Sec. 771.125 Final environmental impact statements.
(a)(1) After circulation of a draft EIS and consideration of
comments received, a final EIS must be prepared by the lead agencies,
in cooperation with the applicant (if not a lead agency). The final EIS
must identify the preferred alternative and evaluate all reasonable
alternatives considered. It must also discuss substantive comments
received on the draft EIS and responses thereto, summarize public
involvement, and
[[Page 54505]]
describe the mitigation measures that are to be incorporated into the
proposed action. Mitigation measures presented as commitments in the
final EIS will be incorporated into the project as specified in
paragraphs (b) and (d) of Sec. 771.109. The final EIS should also
document compliance, to the extent possible, with all applicable
environmental laws and executive orders, or provide reasonable
assurance that their requirements can be met.
(2) Every reasonable effort must be made to resolve interagency
disagreements on actions before processing the final EIS. If
significant issues remain unresolved, the final EIS must identify those
issues and the consultations and other efforts made to resolve them.
(b) The final EIS will be reviewed for legal sufficiency prior to
Administration approval.
(c) The Administration will indicate approval of the EIS for an
action by signing and dating the cover page. Final EISs prepared for
actions in the following categories will be submitted to the
Administration's Headquarters for prior concurrence:
(1) Any action for which the Administration determines that the
final EIS should be reviewed at the Headquarters office. This would
typically occur when the Headquarters office determines that:
(i) Additional coordination with other Federal, State or local
governmental agencies is needed;
(ii) The social, economic, or environmental impacts of the action
may need to be more fully explored;
(iii) The impacts of the proposed action are unusually great; (iv)
major issues remain unresolved; or
(iv) The action involves national policy issues.
(2) Any action to which a Federal, State or local government agency
has indicated opposition on environmental grounds (which has not been
resolved to the written satisfaction of the objecting agency).
(d) Approval of the final EIS is not an Administration action as
defined in Sec. 771.107 and does not commit the Administration to
approve any future request for financial assistance to fund the
preferred alternative.
(e) The initial publication of the final EIS must be in sufficient
quantity to meet the request for copies that can be reasonably expected
from agencies, organizations, and individuals.
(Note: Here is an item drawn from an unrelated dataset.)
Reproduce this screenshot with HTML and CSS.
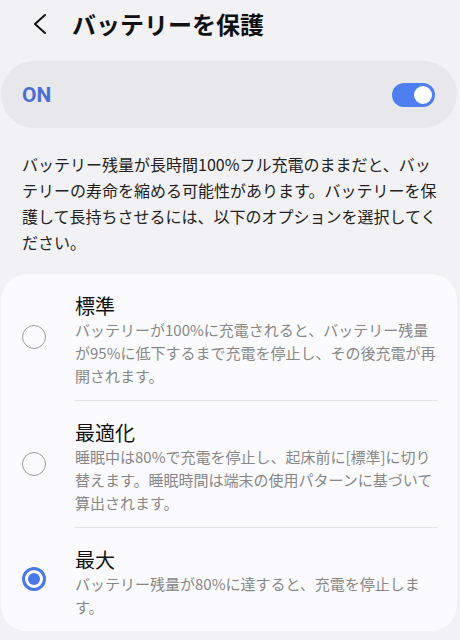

Normally, copies will be
furnished free of charge. However, with Administration concurrence, the
party requesting the final EIS may be charged a fee that is not more
than the actual cost of reproducing the copy or may be directed to the
nearest location where the statement may be reviewed.
(f) The final EIS must be transmitted to any persons,
organizations, or agencies that made substantive comments on the draft
EIS or requested a copy, no later than the time the document is filed
with EPA. In the case of lengthy documents, the agency may provide
alternative circulation processes in accordance with 40 CFR 1502.19.
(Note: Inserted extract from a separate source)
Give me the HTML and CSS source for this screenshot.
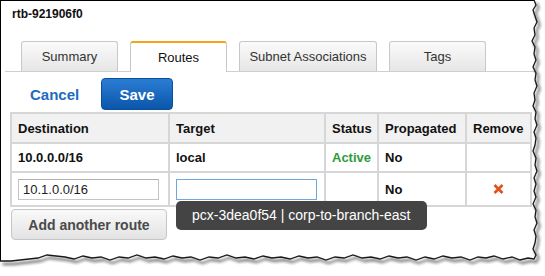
FILE: index.html
```html
<!DOCTYPE html>
<html lang="en">
<head>
  <meta charset="UTF-8">
  <title>rtb-921906f0 - Routes</title>
  <link rel="stylesheet" href="styles.css">
</head>
<body>
  <div class="sheet">
    <div class="title">rtb-921906f0</div>

    <div class="tabs">
      <div class="tab">Summary</div>
      <div class="tab active">Routes</div>
      <div class="tab tab-wide">Subnet Associations</div>
      <div class="tab">Tags</div>
    </div>

    <div class="actions">
      <a class="cancel" href="#">Cancel</a>
      <button class="btn-save">Save</button>
    </div>

    <table class="routes">
      <colgroup>
        <col class="c-dest">
        <col class="c-target">
        <col class="c-status">
        <col class="c-prop">
        <col class="c-remove">
      </colgroup>
      <thead>
        <tr>
          <th>Destination</th>
          <th>Target</th>
          <th>Status</th>
          <th>Propagated</th>
          <th>Remove</th>
        </tr>
      </thead>
      <tbody>
        <tr class="row-local">
          <td class="strong">10.0.0.0/16</td>
          <td class="strong">local</td>
          <td class="strong active-status">Active</td>
          <td class="strong">No</td>
          <td></td>
        </tr>
        <tr class="row-edit">
          <td><input class="field" type="text" value="10.1.0.0/16"></td>
          <td>
            <div class="target-wrap">
              <input class="field focused" type="text" value="">
              <div class="tooltip">pcx-3dea0f54 | corp-to-branch-east</div>
            </div>
          </td>
          <td></td>
          <td class="strong">No</td>
          <td class="remove">
            <svg width="11" height="10" viewBox="0 0 11 10">
              <path d="M1.5 1 L9.5 9 M9.5 1 L1.5 9" stroke="#e2501c" stroke-width="2.6" stroke-linecap="butt"/>
            </svg>
          </td>
        </tr>
      </tbody>
    </table>

    <button class="btn-add">Add another route</button>
  </div>

  <!-- torn paper edge -->
  <svg class="torn" width="545" height="276" viewBox="0 0 545 276">
    <defs>
      <filter id="soft" x="-10%" y="-10%" width="120%" height="120%">
        <feGaussianBlur stdDeviation="1.4"/>
      </filter>
    </defs>
    <path fill="#fff" d="M534 0 L536 5 L533 10 L535 16 L537 22 L534 28 L535 35 L532 41 L535 47 L534 54 L536 60 L533 67 L536 73 L535 80 L537 86 L534 93 L535 100 L533 106 L536 112 L535 119 L537 125 L534 132 L536 138 L535 145 L533 151 L536 158 L535 165 L537 171 L534 178 L536 184 L534 191 L536 197 L533 204 L536 210 L535 217 L537 223 L534 230 L536 236 L535 243 L533 249 L536 255 L534 259 L528 258 L520 260 L512 257 L503 259 L494 256 L486 258 L478 257 L470 260 L461 257 L452 258 L443 256 L434 259 L425 257 L416 260 L407 257 L398 258 L389 256 L380 259 L371 257 L362 258 L353 255 L344 258 L335 257 L326 260 L317 257 L308 258 L299 256 L290 259 L281 257 L272 258 L263 256 L254 259 L245 257 L236 258 L227 255 L218 258 L209 257 L200 260 L191 257 L182 258 L173 256 L164 259 L155 257 L146 258 L137 255 L128 258 L119 257 L110 260 L101 257 L92 258 L83 256 L74 259 L65 257 L56 256 L47 255 L38 258 L29 259 L20 260 L11 261 L0 261 L0 276 L545 276 L545 0 Z"/>
    <g transform="translate(2.5 3)" filter="url(#soft)">
      <use href="#edge" stroke="#7a7a7a" stroke-width="3"/>
    </g>
    <path id="edge" fill="none" stroke="#1a1a1a" stroke-width="1.3" d="M534 0 L536 5 L533 10 L535 16 L537 22 L534 28 L535 35 L532 41 L535 47 L534 54 L536 60 L533 67 L536 73 L535 80 L537 86 L534 93 L535 100 L533 106 L536 112 L535 119 L537 125 L534 132 L536 138 L535 145 L533 151 L536 158 L535 165 L537 171 L534 178 L536 184 L534 191 L536 197 L533 204 L536 210 L535 217 L537 223 L534 230 L536 236 L535 243 L533 249 L536 255 L534 259 L528 258 L520 260 L512 257 L503 259 L494 256 L486 258 L478 257 L470 260 L461 257 L452 258 L443 256 L434 259 L425 257 L416 260 L407 257 L398 258 L389 256 L380 259 L371 257 L362 258 L353 255 L344 258 L335 257 L326 260 L317 257 L308 258 L299 256 L290 259 L281 257 L272 258 L263 256 L254 259 L245 257 L236 258 L227 255 L218 258 L209 257 L200 260 L191 257 L182 258 L173 256 L164 259 L155 257 L146 258 L137 255 L128 258 L119 257 L110 260 L101 257 L92 258 L83 256 L74 259 L65 257 L56 256 L47 255 L38 258 L29 259 L20 260 L11 261 L0 261"/>
  </svg>
</body>
</html>
```

FILE: styles.css
```css
body {
  margin: 0;
  padding: 0;
  background: #fff;
  font-family: 'Liberation Sans', Arial, sans-serif;
  color: #222;
  overflow: hidden;
}
.sheet {
  box-sizing: border-box;
  width: 545px;
  height: 262px;
  border-top: 1px solid #000;
  border-left: 1px solid #000;
  padding-top: 6px;
}
.title {
  font-size: 12px;
  line-height: 14px;
  font-weight: bold;
  color: #111;
  padding-left: 11px;
}
.tabs {
  display: flex;
  align-items: flex-end;
  gap: 12px;
  height: 30px;
  margin: 20px 0 0 4px;
  padding-left: 16px;
  border-bottom: 1px solid #cfcfcf;
}
.tab {
  box-sizing: border-box;
  width: 97px;
  height: 30px;
  border: 1px solid #c8c8c8;
  border-bottom: none;
  border-radius: 3px 3px 0 0;
  background: linear-gradient(#fafafa, #e6e6e6);
  font-size: 13px;
  line-height: 29px;
  text-align: center;
  color: #333;
}
.tab-wide {
  width: 138px;
}
.tab.active {
  position: relative;
  height: 31px;
  margin-bottom: -1px;
  background: #fff;
  border-top: 2px solid #f7a21b;
  color: #111;
  line-height: 30px;
}
.actions {
  display: flex;
  align-items: center;
  margin-top: 6px;
  padding-left: 29px;
}
.cancel {
  width: 71px;
  font-size: 15px;
  font-weight: bold;
  color: #1d6cc2;
  text-decoration: none;
}
.btn-save {
  width: 72px;
  height: 32px;
  border: 1px solid #0a4f9c;
  border-radius: 4px;
  background: linear-gradient(#2b7dd4, #0a56aa);
  color: #fff;
  font-family: 'Liberation Sans', Arial, sans-serif;
  font-size: 15px;
  font-weight: bold;
  padding: 0;
}
.routes {
  table-layout: fixed;
  width: 520px;
  margin: 2px 0 0 9px;
  border-collapse: collapse;
  border: 2px solid #d6d6d6;
  font-size: 13px;
}
.c-dest { width: 158px; }
.c-target { width: 156px; }
.c-status { width: 53px; }
.c-prop { width: 88px; }
.c-remove { width: 65px; }
.routes th,
.routes td {
  border: 2px solid #d6d6d6;
  padding: 0 6px;
  text-align: left;
  vertical-align: middle;
  color: #111;
}
.routes th {
  height: 28px;
  background: #f1f1f1;
  font-weight: bold;
}
.row-local td {
  height: 27px;
}
.row-edit td {
  height: 32px;
}
.strong {
  font-weight: bold;
}
.active-status {
  color: #2f9a3c !important;
}
.target-wrap {
  position: relative;
}
.field {
  box-sizing: border-box;
  display: block;
  width: 141px;
  height: 21px;
  margin: 0;
  padding: 0 4px;
  border: 1px solid #c4c4c4;
  border-top-color: #b0b0b0;
  font-family: 'Liberation Sans', Arial, sans-serif;
  font-size: 13px;
  color: #222;
  outline: none;
}
.field.focused {
  border-color: #6fa8dc;
}
.remove {
  text-align: center !important;
  line-height: 0;
}
.tooltip {
  position: absolute;
  top: 22px;
  left: 0;
  z-index: 5;
  height: 29px;
  padding: 0 17px 0 16px;
  border-radius: 5px;
  background: #444;
  color: #fff;
  font-size: 14px;
  line-height: 29px;
  white-space: nowrap;
}
.btn-add {
  display: block;
  width: 156px;
  height: 31px;
  margin: 2px 0 0 10px;
  padding: 0;
  border: 1px solid #c6c6c6;
  border-radius: 4px;
  background: linear-gradient(#f9f9f9, #e3e3e3);
  font-family: 'Liberation Sans', Arial, sans-serif;
  font-size: 14px;
  font-weight: bold;
  color: #4a4a4a;
}
.torn {
  position: absolute;
  top: 0;
  left: 0;
  pointer-events: none;
  z-index: 10;
}
```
The applicant must also publish a notice of availability in local
newspapers and make the final EIS available through the mechanism
established pursuant to DOT Order 4600.13, which implements Executive
Order 12372. When filed with EPA, the final EIS must be available for
public review at the applicant's offices and at appropriate
Administration offices. A copy should also be made available for public
review at institutions such as local government offices, libraries, and
schools, as appropriate. To minimize hardcopy requests and printing
costs, the Administration encourages the use of project websites or
other publicly accessible electronic means to make the final EIS
available.
(g) The final EIS may take the form of an errata sheet pursuant to
23 U.S.C. 139(n)(1) and 40 CFR 1503.4(c).
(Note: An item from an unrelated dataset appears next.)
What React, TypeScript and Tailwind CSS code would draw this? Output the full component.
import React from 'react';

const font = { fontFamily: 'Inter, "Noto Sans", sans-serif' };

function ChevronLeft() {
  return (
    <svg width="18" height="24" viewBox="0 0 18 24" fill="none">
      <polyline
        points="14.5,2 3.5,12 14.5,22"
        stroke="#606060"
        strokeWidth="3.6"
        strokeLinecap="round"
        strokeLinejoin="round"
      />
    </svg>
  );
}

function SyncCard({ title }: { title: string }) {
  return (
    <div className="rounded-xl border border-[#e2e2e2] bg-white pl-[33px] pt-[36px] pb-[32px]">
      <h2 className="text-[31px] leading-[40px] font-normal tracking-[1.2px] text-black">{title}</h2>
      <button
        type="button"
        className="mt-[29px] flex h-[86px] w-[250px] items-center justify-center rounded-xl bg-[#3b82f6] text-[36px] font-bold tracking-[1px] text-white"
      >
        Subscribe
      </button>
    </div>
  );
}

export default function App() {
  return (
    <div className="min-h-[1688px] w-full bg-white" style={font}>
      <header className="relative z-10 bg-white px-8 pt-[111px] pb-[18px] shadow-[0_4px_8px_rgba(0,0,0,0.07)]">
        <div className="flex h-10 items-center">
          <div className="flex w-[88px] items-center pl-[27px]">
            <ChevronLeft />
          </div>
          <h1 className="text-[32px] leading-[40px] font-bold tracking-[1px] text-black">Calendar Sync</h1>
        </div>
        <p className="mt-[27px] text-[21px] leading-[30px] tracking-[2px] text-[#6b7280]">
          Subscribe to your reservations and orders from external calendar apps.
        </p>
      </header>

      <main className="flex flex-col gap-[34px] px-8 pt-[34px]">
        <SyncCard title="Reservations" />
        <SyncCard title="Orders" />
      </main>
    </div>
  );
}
Sec. 771.127 Record of decision.
(a) When the final EIS is not combined with the ROD, the
Administration will complete and sign a ROD no sooner than 30 days
after publication of the final EIS notice in the Federal Register or 90
days after publication of a notice for the draft EIS, whichever is
later. The ROD will present the basis for the decision as specified in
40 CFR 1505.2, summarize any mitigation measures that will be
incorporated in the project, and document any required Section 4(f)
approval in accordance with part 774 of this chapter. To minimize
hardcopy requests and printing costs, the Administration encourages the
use of project websites or other publicly accessible electronic means
to make the ROD available.
(b) If the Administration subsequently wishes to approve an
alternative that was not identified as the preferred alternative but
was fully evaluated in the draft EIS, combined FEIS/ROD, or final EIS,
or proposes to make substantial changes to the mitigation measures or
findings discussed in the ROD, a revised or amended ROD must be subject
to review by those Administration offices that reviewed the final EIS
under Sec. 771.124(a) or Sec. 771.125(c). To the extent practicable,
the approved revised or amended ROD must be provided to all persons,
organizations, and agencies that received a copy of the final EIS.
Sec. 771.129 Re-evaluations.
The Administration must determine, prior to granting any new
approval related to an action or amending any previously approved
aspect of an action, including mitigation commitments, whether an
approved environmental document remains valid as described in this
section.
(a) The applicant must prepare a written evaluation of the draft
EIS, in cooperation with the Administration, if an acceptable final EIS
is not submitted to the Administration within three years from the date
of the draft EIS circulation. The purpose of this evaluation is to
determine whether or not a supplement to the draft EIS or a new draft
EIS is needed.
(b) The applicant must prepare a written evaluation of the final
EIS before the Administration may grant further approvals if major
steps to advance the action (e.g., authority to undertake final design,
authority to acquire a significant portion of the right-of-way, or
approval of the plans, specifications and estimates) have not occurred
within three years after the approval of the final EIS, final EIS
supplement, or the last major Administration approval or grant.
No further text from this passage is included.